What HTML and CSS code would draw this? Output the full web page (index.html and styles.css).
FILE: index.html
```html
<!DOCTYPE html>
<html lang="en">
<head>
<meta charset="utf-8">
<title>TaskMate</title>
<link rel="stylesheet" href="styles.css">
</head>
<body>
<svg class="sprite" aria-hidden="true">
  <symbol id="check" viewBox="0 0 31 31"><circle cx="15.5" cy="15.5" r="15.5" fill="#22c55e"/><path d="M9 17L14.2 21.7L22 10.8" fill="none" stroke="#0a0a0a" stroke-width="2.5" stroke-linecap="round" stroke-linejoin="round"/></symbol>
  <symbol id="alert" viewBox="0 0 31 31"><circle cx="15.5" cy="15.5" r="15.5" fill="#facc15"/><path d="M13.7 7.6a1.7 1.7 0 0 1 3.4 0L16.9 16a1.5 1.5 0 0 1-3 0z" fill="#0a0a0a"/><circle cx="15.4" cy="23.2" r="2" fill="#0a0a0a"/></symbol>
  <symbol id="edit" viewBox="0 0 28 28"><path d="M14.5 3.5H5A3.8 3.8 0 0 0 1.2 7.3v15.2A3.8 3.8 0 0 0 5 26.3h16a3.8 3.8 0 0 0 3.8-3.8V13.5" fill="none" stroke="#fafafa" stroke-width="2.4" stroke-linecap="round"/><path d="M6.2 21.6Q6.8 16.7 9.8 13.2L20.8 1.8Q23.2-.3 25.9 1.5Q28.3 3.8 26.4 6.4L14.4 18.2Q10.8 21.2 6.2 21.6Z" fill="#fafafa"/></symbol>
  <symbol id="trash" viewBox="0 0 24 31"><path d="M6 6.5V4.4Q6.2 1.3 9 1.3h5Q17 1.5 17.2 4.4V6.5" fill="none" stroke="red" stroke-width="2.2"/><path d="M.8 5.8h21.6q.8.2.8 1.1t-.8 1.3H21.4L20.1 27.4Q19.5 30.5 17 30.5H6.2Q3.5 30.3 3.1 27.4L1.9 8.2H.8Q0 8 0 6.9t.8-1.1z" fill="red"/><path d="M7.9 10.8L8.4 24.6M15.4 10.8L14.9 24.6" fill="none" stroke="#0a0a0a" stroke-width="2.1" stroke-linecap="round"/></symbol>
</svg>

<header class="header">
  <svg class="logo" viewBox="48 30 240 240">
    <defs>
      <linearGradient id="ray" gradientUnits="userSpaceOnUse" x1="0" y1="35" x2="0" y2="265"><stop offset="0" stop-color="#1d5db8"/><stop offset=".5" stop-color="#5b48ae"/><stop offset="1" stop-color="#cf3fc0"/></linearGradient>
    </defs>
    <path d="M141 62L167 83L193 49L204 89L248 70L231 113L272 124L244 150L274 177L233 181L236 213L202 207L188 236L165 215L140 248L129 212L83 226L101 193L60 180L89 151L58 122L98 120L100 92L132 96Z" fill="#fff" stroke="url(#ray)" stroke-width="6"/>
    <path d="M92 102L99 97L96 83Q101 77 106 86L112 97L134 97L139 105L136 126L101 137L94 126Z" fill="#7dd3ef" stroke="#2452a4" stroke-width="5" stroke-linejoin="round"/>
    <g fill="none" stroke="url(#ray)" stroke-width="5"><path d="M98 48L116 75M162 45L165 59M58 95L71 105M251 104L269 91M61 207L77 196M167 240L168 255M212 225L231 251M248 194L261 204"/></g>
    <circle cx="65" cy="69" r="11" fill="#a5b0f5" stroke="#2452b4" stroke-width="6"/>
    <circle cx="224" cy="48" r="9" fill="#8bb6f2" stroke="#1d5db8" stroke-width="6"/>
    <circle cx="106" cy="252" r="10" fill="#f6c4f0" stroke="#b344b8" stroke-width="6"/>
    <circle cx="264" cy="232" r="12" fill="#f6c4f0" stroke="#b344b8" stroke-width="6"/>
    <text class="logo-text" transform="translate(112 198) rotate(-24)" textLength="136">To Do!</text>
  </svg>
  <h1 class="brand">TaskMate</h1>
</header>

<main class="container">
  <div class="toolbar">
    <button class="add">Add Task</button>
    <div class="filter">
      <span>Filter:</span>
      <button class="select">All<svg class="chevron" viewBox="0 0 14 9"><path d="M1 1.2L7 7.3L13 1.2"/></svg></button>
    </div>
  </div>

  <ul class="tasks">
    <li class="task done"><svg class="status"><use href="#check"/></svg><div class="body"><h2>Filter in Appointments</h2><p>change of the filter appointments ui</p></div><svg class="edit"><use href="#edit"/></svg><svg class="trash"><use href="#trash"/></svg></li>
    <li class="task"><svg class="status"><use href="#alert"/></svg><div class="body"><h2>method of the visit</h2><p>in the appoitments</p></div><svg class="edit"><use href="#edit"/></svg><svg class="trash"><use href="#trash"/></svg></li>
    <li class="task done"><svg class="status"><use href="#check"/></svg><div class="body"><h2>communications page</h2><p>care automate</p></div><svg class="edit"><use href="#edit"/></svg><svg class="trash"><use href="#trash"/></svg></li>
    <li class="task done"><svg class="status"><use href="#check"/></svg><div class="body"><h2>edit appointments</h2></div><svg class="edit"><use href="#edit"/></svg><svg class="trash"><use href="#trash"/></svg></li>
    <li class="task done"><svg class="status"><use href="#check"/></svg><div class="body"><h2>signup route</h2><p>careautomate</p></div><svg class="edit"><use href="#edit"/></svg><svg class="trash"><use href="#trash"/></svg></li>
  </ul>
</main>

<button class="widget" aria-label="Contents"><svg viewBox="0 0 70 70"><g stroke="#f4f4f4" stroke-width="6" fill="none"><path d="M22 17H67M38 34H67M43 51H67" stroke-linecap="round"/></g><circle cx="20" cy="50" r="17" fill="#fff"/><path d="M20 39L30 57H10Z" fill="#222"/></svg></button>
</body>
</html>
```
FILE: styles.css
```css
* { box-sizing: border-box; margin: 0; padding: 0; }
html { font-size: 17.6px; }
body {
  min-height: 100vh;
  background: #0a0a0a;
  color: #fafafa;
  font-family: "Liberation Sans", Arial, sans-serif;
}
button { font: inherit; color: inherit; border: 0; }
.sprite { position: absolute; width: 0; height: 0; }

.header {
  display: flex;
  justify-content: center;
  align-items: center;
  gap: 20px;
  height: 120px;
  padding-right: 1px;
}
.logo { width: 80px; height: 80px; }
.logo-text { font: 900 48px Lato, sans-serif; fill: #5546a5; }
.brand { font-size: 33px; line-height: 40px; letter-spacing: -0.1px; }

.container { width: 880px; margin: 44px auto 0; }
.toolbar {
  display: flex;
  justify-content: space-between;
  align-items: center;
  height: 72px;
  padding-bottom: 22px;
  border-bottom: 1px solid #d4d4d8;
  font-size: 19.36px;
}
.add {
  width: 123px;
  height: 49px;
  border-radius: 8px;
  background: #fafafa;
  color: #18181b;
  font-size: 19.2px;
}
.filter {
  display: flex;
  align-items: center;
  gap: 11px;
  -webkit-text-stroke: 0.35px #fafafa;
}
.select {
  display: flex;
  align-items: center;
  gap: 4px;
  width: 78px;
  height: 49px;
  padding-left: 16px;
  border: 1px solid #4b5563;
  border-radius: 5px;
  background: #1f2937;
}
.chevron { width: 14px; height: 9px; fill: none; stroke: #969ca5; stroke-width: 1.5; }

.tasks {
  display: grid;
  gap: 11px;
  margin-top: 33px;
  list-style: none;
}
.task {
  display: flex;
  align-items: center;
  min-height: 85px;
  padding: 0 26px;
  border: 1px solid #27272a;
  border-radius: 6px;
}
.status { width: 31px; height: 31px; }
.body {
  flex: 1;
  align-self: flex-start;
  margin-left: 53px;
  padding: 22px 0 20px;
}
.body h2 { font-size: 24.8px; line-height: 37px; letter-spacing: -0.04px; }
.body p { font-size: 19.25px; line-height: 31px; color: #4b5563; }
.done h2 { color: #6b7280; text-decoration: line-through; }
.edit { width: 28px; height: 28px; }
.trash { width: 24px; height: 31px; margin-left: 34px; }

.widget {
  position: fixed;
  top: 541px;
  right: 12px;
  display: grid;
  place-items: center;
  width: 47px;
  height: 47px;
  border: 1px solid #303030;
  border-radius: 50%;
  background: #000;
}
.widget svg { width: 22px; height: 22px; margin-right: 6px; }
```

--

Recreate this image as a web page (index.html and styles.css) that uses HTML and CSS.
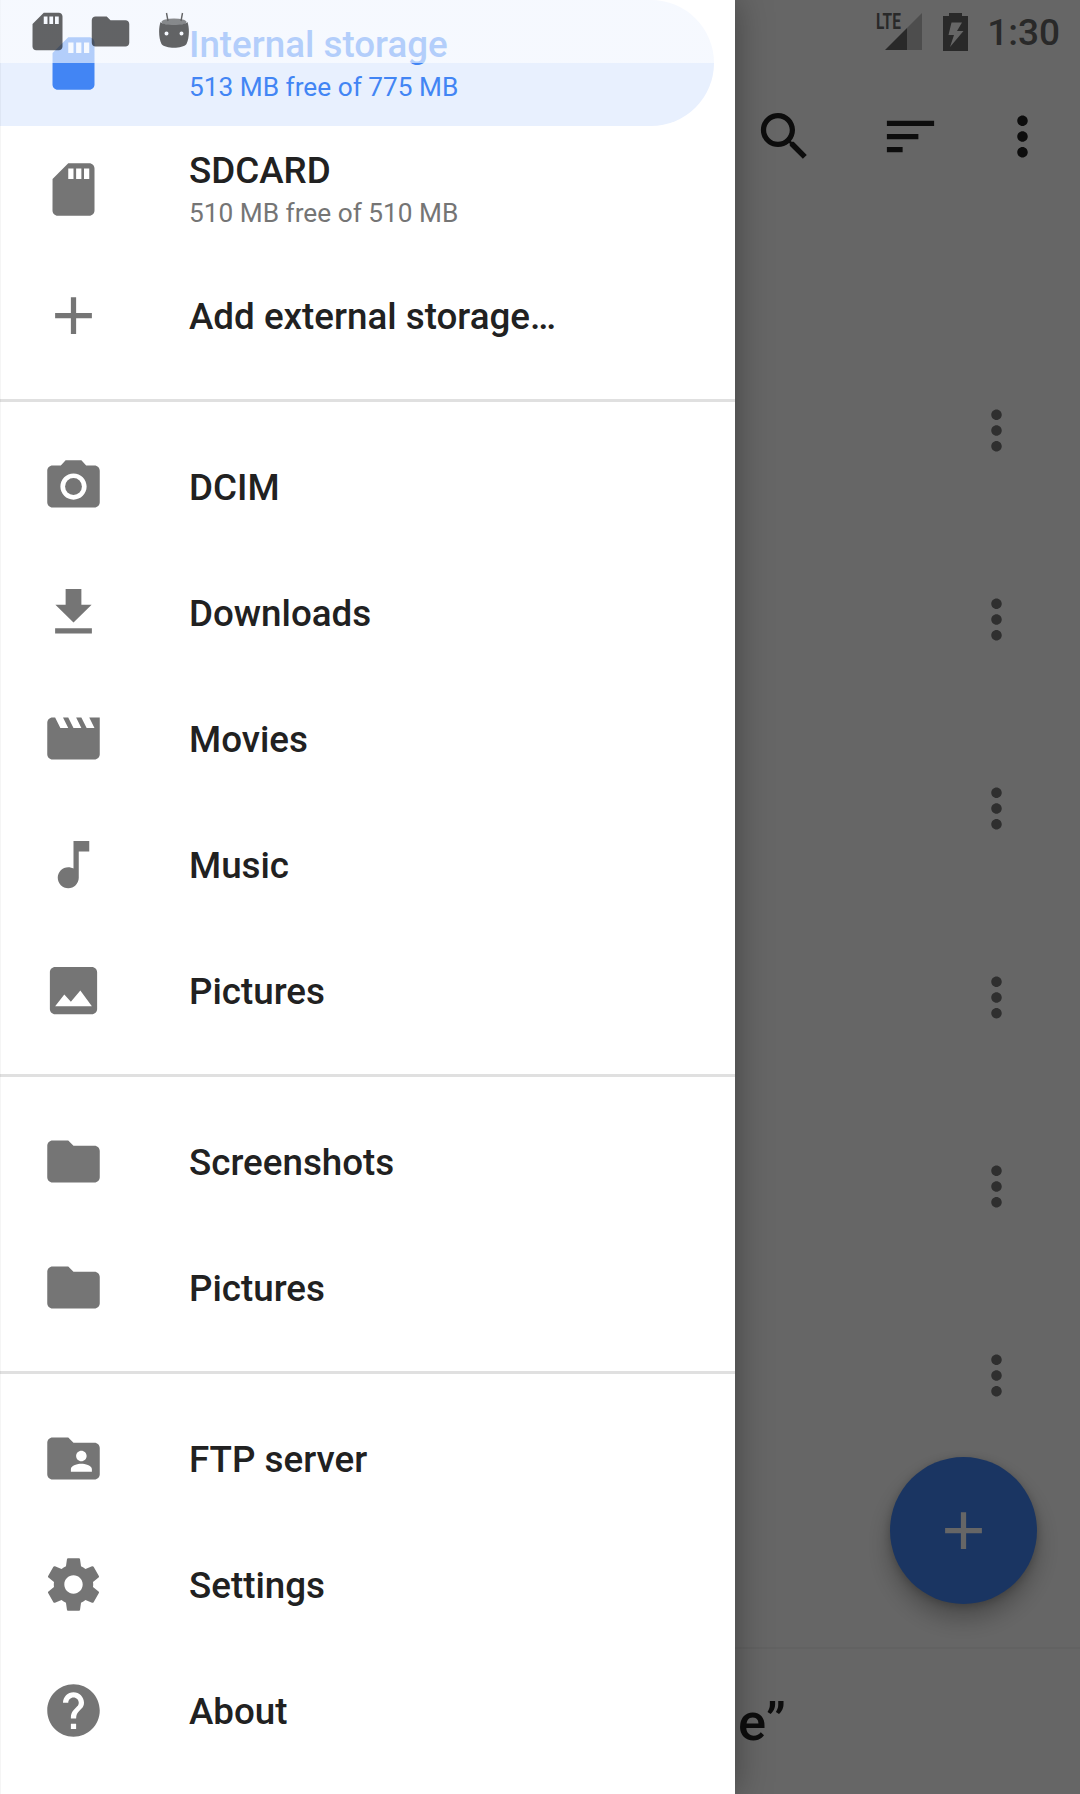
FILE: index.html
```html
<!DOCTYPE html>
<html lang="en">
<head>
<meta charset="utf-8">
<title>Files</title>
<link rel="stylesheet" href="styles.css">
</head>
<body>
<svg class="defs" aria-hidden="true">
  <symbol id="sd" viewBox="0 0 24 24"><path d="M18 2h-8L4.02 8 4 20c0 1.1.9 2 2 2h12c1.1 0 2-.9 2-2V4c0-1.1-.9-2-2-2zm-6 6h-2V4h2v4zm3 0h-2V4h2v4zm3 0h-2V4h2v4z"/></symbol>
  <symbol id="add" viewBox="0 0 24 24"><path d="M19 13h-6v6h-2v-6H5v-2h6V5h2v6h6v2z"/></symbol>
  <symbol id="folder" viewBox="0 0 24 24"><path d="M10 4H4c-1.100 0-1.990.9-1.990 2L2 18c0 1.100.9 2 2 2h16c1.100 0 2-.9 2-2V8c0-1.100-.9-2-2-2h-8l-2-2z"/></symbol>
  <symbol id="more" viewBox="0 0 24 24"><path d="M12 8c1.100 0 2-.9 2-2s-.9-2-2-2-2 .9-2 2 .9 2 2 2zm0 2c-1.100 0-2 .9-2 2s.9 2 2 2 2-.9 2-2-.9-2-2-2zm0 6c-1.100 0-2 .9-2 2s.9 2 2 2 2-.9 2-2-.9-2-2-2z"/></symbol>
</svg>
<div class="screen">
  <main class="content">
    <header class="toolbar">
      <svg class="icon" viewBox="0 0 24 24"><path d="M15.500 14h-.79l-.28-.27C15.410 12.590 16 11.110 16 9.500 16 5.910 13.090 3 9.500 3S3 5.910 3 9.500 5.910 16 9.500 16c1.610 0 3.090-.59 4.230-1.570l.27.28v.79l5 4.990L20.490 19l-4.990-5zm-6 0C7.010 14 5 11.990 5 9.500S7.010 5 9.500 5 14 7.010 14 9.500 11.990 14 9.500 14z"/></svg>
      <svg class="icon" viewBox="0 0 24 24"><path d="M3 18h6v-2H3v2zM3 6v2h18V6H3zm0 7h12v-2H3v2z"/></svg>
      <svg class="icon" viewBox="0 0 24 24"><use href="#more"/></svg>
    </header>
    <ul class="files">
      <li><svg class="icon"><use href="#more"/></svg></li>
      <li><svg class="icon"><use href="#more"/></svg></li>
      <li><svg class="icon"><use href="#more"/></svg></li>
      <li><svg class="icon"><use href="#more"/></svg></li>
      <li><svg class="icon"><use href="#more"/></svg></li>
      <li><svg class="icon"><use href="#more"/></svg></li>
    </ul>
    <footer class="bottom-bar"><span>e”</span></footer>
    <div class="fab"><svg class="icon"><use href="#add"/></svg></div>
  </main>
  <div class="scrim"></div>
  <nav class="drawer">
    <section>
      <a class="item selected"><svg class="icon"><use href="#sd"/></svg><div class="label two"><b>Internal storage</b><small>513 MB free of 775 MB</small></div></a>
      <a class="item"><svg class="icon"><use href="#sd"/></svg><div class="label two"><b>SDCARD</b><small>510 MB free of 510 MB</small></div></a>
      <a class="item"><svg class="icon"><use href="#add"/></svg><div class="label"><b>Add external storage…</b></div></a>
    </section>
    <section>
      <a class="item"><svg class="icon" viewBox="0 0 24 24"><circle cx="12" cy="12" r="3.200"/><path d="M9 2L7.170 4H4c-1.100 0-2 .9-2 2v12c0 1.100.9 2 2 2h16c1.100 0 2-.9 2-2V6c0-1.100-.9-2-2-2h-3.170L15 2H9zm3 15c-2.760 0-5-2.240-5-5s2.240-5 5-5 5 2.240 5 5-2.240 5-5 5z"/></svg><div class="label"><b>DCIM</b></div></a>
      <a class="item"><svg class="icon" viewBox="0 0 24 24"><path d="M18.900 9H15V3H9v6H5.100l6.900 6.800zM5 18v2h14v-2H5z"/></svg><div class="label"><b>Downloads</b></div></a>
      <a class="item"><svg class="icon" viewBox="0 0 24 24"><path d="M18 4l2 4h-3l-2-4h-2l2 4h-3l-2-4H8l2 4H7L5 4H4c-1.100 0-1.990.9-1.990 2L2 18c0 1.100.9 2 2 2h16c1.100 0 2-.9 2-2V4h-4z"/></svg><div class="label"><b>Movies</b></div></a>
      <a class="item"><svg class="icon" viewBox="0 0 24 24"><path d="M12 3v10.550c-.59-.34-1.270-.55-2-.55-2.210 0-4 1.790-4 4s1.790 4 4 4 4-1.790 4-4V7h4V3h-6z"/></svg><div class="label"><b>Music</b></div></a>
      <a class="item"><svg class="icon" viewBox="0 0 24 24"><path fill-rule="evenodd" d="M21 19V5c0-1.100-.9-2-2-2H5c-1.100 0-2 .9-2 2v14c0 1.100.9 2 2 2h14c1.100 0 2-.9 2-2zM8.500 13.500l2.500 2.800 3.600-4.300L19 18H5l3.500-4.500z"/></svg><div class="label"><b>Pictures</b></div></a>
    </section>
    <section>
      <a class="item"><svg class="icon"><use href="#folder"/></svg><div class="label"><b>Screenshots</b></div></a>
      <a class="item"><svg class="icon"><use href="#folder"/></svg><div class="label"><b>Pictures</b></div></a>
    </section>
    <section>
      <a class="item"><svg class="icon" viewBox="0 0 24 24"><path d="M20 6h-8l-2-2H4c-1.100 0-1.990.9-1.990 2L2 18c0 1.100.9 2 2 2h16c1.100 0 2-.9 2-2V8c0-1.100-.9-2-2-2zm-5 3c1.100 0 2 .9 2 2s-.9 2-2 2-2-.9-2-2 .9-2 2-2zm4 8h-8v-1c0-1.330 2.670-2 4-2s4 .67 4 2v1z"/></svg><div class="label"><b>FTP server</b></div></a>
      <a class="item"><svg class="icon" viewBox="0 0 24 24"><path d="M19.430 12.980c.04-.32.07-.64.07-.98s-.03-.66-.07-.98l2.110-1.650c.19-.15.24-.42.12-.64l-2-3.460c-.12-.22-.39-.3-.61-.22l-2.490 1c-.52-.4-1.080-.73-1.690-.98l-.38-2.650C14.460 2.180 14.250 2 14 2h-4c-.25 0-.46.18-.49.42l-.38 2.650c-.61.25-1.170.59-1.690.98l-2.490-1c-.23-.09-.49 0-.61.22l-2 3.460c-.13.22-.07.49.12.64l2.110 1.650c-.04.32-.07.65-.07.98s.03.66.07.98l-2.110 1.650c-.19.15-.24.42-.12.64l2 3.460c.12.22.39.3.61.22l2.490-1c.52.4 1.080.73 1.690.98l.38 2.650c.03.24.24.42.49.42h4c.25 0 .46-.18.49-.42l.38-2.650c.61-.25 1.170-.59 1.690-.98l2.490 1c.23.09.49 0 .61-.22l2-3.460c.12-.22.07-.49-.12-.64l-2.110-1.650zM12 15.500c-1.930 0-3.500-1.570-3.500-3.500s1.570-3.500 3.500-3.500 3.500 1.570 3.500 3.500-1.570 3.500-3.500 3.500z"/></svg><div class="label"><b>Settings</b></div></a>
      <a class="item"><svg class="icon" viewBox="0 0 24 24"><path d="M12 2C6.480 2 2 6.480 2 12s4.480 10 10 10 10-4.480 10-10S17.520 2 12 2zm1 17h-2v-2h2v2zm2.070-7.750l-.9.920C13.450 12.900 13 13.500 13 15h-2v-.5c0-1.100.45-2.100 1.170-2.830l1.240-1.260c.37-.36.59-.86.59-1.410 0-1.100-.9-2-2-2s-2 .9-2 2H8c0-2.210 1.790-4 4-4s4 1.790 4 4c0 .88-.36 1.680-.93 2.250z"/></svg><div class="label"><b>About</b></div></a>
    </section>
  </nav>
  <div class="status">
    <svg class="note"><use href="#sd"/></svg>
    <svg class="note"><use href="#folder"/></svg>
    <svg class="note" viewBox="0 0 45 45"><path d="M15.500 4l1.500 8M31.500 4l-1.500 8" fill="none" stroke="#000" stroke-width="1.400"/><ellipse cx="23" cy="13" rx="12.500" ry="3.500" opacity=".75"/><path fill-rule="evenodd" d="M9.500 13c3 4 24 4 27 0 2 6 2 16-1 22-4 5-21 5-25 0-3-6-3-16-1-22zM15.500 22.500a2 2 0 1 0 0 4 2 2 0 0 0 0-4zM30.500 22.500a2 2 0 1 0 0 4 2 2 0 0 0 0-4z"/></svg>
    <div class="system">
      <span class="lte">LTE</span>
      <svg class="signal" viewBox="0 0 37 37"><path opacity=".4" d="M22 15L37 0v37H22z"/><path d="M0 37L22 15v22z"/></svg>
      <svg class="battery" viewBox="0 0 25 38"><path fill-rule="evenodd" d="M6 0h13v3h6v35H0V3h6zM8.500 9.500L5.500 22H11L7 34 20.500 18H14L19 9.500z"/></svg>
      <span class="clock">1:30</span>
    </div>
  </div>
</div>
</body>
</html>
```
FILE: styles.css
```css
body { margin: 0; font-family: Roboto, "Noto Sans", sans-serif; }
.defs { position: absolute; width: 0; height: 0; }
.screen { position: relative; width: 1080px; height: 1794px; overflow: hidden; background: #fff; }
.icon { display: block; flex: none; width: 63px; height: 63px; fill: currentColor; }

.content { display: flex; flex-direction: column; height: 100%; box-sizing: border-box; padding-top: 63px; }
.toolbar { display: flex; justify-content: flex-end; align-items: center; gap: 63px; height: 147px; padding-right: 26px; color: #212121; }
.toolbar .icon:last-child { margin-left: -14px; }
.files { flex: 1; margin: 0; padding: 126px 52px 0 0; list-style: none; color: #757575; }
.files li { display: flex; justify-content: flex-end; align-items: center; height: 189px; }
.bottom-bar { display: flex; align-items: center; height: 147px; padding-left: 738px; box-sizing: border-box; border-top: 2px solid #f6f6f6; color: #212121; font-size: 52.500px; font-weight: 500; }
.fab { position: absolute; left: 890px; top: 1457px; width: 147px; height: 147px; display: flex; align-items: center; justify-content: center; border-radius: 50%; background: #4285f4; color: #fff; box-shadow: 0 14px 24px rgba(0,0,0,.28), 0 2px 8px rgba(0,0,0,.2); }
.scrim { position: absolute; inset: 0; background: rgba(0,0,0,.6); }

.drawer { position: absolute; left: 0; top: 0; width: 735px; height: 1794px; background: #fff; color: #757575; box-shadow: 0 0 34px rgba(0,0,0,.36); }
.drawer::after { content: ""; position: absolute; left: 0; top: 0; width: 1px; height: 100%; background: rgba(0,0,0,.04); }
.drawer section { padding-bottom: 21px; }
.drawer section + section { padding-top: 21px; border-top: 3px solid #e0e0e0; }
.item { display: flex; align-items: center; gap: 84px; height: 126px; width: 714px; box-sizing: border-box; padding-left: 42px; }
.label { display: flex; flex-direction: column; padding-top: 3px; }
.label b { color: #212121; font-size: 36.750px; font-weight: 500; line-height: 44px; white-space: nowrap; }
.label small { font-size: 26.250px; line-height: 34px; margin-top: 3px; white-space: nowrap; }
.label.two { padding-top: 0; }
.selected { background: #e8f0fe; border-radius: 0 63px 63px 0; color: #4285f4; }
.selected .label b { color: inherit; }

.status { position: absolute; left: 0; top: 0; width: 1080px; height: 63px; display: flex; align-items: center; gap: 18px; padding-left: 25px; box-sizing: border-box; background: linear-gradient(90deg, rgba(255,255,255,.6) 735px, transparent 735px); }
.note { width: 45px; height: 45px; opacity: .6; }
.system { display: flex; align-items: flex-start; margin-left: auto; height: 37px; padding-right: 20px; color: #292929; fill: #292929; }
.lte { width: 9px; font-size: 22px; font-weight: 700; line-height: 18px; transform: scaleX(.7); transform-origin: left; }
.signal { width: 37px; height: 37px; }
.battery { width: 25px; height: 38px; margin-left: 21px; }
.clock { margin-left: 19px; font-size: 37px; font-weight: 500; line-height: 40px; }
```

Work instructions: Pick out all lines containing the string "page".

Response below:
What HTML and CSS code would draw this? Output the full web page (index.html and styles.css).
    <li class="task done"><svg class="status"><use href="#check"/></svg><div class="body"><h2>communications page</h2><p>care automate</p></div><svg class="edit"><use href="#edit"/></svg><svg class="trash"><use href="#trash"/></svg></li>
Recreate this image as a web page (index.html and styles.css) that uses HTML and CSS.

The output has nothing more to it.